- What you have to do: Each record is to be printed again precisely as it reads.
↓
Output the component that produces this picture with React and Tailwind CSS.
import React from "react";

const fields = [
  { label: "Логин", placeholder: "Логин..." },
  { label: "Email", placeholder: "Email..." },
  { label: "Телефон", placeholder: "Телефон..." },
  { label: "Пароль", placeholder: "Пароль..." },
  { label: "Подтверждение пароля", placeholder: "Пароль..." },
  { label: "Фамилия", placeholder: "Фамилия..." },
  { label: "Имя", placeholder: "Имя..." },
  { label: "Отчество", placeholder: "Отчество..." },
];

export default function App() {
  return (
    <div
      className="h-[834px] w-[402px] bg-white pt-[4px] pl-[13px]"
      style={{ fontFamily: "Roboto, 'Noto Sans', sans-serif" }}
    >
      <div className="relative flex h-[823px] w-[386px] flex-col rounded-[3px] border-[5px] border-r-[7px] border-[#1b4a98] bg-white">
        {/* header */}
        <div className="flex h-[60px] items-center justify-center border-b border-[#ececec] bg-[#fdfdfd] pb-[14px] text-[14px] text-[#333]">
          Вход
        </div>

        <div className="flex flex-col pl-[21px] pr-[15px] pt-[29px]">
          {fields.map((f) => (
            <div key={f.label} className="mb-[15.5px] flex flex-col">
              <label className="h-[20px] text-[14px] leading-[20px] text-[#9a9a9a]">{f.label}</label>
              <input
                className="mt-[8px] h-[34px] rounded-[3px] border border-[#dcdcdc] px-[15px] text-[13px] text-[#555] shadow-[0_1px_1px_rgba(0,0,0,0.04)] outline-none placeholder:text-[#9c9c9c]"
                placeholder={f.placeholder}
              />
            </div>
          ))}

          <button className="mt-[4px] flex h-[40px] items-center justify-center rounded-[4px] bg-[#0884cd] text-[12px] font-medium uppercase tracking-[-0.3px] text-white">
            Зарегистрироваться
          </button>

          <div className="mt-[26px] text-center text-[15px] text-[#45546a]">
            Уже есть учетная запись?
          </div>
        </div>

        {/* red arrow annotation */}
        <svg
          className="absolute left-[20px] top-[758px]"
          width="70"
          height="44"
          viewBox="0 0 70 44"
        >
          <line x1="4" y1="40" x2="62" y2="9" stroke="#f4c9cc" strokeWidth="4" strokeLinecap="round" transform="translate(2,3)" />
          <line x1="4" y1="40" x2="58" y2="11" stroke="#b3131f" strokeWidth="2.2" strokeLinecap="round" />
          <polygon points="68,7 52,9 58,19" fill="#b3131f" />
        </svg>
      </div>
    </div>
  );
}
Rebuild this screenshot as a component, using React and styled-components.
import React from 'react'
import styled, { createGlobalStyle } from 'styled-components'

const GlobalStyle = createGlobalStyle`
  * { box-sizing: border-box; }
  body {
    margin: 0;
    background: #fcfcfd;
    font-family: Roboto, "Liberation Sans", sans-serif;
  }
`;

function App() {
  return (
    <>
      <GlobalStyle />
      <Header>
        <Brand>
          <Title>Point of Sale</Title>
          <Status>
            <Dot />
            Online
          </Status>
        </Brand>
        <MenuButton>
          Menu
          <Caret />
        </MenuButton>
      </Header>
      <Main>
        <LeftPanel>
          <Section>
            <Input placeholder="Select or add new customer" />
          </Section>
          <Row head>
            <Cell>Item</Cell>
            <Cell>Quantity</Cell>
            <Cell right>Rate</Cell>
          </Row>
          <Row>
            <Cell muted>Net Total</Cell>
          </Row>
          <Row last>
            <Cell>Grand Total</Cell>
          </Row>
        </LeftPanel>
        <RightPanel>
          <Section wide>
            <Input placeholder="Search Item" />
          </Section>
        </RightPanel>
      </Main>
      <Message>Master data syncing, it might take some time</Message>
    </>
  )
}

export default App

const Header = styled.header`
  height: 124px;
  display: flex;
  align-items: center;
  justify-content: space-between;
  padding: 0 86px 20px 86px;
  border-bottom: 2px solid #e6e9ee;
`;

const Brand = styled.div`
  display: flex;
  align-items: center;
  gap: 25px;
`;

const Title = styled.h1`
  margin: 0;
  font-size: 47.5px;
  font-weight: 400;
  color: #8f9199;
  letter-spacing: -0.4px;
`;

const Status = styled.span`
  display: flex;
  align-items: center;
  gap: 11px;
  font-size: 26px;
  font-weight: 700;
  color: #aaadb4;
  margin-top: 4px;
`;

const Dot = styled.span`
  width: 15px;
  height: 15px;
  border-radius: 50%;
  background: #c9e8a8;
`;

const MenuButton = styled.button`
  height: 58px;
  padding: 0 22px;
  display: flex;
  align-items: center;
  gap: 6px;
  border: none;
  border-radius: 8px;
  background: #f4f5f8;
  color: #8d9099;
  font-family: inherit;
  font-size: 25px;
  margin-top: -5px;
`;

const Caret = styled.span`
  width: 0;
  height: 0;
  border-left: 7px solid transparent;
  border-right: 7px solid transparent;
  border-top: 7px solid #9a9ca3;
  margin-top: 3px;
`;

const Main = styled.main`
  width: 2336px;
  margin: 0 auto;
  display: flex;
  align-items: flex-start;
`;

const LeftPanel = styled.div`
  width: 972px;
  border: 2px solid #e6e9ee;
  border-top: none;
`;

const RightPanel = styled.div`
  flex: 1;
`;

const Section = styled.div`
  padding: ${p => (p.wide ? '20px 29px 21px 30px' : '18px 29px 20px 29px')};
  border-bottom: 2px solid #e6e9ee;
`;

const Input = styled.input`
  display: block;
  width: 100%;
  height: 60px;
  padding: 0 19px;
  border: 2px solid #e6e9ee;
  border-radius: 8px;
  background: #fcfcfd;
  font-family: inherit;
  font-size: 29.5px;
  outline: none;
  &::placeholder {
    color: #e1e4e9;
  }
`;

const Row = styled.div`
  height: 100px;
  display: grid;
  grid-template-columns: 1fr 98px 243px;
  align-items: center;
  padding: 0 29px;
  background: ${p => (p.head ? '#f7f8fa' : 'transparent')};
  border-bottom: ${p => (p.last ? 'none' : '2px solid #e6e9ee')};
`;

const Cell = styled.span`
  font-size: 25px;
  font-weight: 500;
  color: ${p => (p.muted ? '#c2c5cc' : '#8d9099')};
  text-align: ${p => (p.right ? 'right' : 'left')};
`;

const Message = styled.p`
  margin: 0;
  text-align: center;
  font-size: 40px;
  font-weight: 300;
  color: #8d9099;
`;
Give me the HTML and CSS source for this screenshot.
↑
- Completed task:
Output the component that produces this picture with React and Tailwind CSS.
import React from "react";

const fields = [
  { label: "Логин", placeholder: "Логин..." },
  { label: "Email", placeholder: "Email..." },
  { label: "Телефон", placeholder: "Телефон..." },
  { label: "Пароль", placeholder: "Пароль..." },
  { label: "Подтверждение пароля", placeholder: "Пароль..." },
  { label: "Фамилия", placeholder: "Фамилия..." },
  { label: "Имя", placeholder: "Имя..." },
  { label: "Отчество", placeholder: "Отчество..." },
];

export default function App() {
  return (
    <div
      className="h-[834px] w-[402px] bg-white pt-[4px] pl-[13px]"
      style={{ fontFamily: "Roboto, 'Noto Sans', sans-serif" }}
    >
      <div className="relative flex h-[823px] w-[386px] flex-col rounded-[3px] border-[5px] border-r-[7px] border-[#1b4a98] bg-white">
        {/* header */}
        <div className="flex h-[60px] items-center justify-center border-b border-[#ececec] bg-[#fdfdfd] pb-[14px] text-[14px] text-[#333]">
          Вход
        </div>

        <div className="flex flex-col pl-[21px] pr-[15px] pt-[29px]">
          {fields.map((f) => (
            <div key={f.label} className="mb-[15.5px] flex flex-col">
              <label className="h-[20px] text-[14px] leading-[20px] text-[#9a9a9a]">{f.label}</label>
              <input
                className="mt-[8px] h-[34px] rounded-[3px] border border-[#dcdcdc] px-[15px] text-[13px] text-[#555] shadow-[0_1px_1px_rgba(0,0,0,0.04)] outline-none placeholder:text-[#9c9c9c]"
                placeholder={f.placeholder}
              />
            </div>
          ))}

          <button className="mt-[4px] flex h-[40px] items-center justify-center rounded-[4px] bg-[#0884cd] text-[12px] font-medium uppercase tracking-[-0.3px] text-white">
            Зарегистрироваться
          </button>

          <div className="mt-[26px] text-center text-[15px] text-[#45546a]">
            Уже есть учетная запись?
          </div>
        </div>

        {/* red arrow annotation */}
        <svg
          className="absolute left-[20px] top-[758px]"
          width="70"
          height="44"
          viewBox="0 0 70 44"
        >
          <line x1="4" y1="40" x2="62" y2="9" stroke="#f4c9cc" strokeWidth="4" strokeLinecap="round" transform="translate(2,3)" />
          <line x1="4" y1="40" x2="58" y2="11" stroke="#b3131f" strokeWidth="2.2" strokeLinecap="round" />
          <polygon points="68,7 52,9 58,19" fill="#b3131f" />
        </svg>
      </div>
    </div>
  );
}
Rebuild this screenshot as a component, using React and styled-components.
import React from 'react'
import styled, { createGlobalStyle } from 'styled-components'

const GlobalStyle = createGlobalStyle`
  * { box-sizing: border-box; }
  body {
    margin: 0;
    background: #fcfcfd;
    font-family: Roboto, "Liberation Sans", sans-serif;
  }
`;

function App() {
  return (
    <>
      <GlobalStyle />
      <Header>
        <Brand>
          <Title>Point of Sale</Title>
          <Status>
            <Dot />
            Online
          </Status>
        </Brand>
        <MenuButton>
          Menu
          <Caret />
        </MenuButton>
      </Header>
      <Main>
        <LeftPanel>
          <Section>
            <Input placeholder="Select or add new customer" />
          </Section>
          <Row head>
            <Cell>Item</Cell>
            <Cell>Quantity</Cell>
            <Cell right>Rate</Cell>
          </Row>
          <Row>
            <Cell muted>Net Total</Cell>
          </Row>
          <Row last>
            <Cell>Grand Total</Cell>
          </Row>
        </LeftPanel>
        <RightPanel>
          <Section wide>
            <Input placeholder="Search Item" />
          </Section>
        </RightPanel>
      </Main>
      <Message>Master data syncing, it might take some time</Message>
    </>
  )
}

export default App

const Header = styled.header`
  height: 124px;
  display: flex;
  align-items: center;
  justify-content: space-between;
  padding: 0 86px 20px 86px;
  border-bottom: 2px solid #e6e9ee;
`;

const Brand = styled.div`
  display: flex;
  align-items: center;
  gap: 25px;
`;

const Title = styled.h1`
  margin: 0;
  font-size: 47.5px;
  font-weight: 400;
  color: #8f9199;
  letter-spacing: -0.4px;
`;

const Status = styled.span`
  display: flex;
  align-items: center;
  gap: 11px;
  font-size: 26px;
  font-weight: 700;
  color: #aaadb4;
  margin-top: 4px;
`;

const Dot = styled.span`
  width: 15px;
  height: 15px;
  border-radius: 50%;
  background: #c9e8a8;
`;

const MenuButton = styled.button`
  height: 58px;
  padding: 0 22px;
  display: flex;
  align-items: center;
  gap: 6px;
  border: none;
  border-radius: 8px;
  background: #f4f5f8;
  color: #8d9099;
  font-family: inherit;
  font-size: 25px;
  margin-top: -5px;
`;

const Caret = styled.span`
  width: 0;
  height: 0;
  border-left: 7px solid transparent;
  border-right: 7px solid transparent;
  border-top: 7px solid #9a9ca3;
  margin-top: 3px;
`;

const Main = styled.main`
  width: 2336px;
  margin: 0 auto;
  display: flex;
  align-items: flex-start;
`;

const LeftPanel = styled.div`
  width: 972px;
  border: 2px solid #e6e9ee;
  border-top: none;
`;

const RightPanel = styled.div`
  flex: 1;
`;

const Section = styled.div`
  padding: ${p => (p.wide ? '20px 29px 21px 30px' : '18px 29px 20px 29px')};
  border-bottom: 2px solid #e6e9ee;
`;

const Input = styled.input`
  display: block;
  width: 100%;
  height: 60px;
  padding: 0 19px;
  border: 2px solid #e6e9ee;
  border-radius: 8px;
  background: #fcfcfd;
  font-family: inherit;
  font-size: 29.5px;
  outline: none;
  &::placeholder {
    color: #e1e4e9;
  }
`;

const Row = styled.div`
  height: 100px;
  display: grid;
  grid-template-columns: 1fr 98px 243px;
  align-items: center;
  padding: 0 29px;
  background: ${p => (p.head ? '#f7f8fa' : 'transparent')};
  border-bottom: ${p => (p.last ? 'none' : '2px solid #e6e9ee')};
`;

const Cell = styled.span`
  font-size: 25px;
  font-weight: 500;
  color: ${p => (p.muted ? '#c2c5cc' : '#8d9099')};
  text-align: ${p => (p.right ? 'right' : 'left')};
`;

const Message = styled.p`
  margin: 0;
  text-align: center;
  font-size: 40px;
  font-weight: 300;
  color: #8d9099;
`;
Give me the HTML and CSS source for this screenshot.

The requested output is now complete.